ピカビア通信

アート、食べ物、音楽、映画、写真などについての雑記。

壁の小品

2010年10月05日 | トマソン




壁の染みというのはなかなか変化に富んでいて、思わず目を止めてしまうような、これは新手のコンテンポラリーアートか、などというのもあっていろいろ楽しませてくれる。今回紹介するのは、お祭りの途中で見つけた一階と二階の間に隠れていた小品。こんなものでも私は見逃さないのだ。
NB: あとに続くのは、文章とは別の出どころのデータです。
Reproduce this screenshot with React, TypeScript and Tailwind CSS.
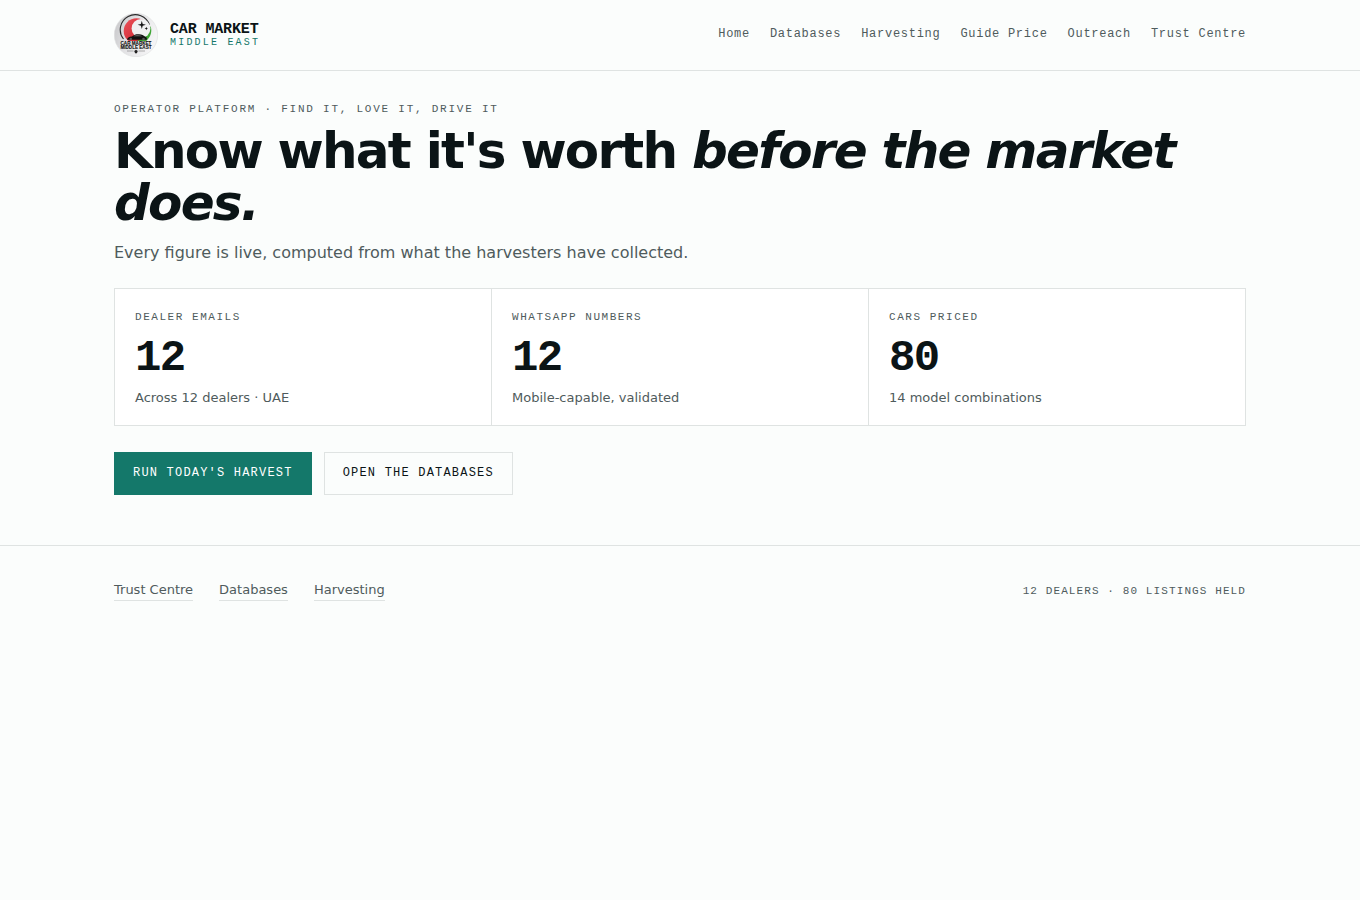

建物自体が古い木造の洋館風の味のあるものだが、随所にその味の素を散りばめていた。このほぼ三角形の赤い棘のあるベロのようなものがその小品なのだが、黒い山並みから何かがエヘッとベロを出しているようにも見える。そして特筆すべきは、この黒い部分も見事にできた染みの一つであるということ。まるで花札の絵のようではないか。その色調が憎い。とここで疑問に思うのは、果たしてこの赤いベロは本当に染みなのだろうかということ。トタン屋根の色と同じなので、塗り替えの時何かの拍子にここにかけてしまっただけではないか。多分、そちらの方が事実に近いかと思うが、ここは全体のバランスを考えて(どんなバランスだ)染みとしておきたい。いずれにしろ小品としての価値が下がるわけではない。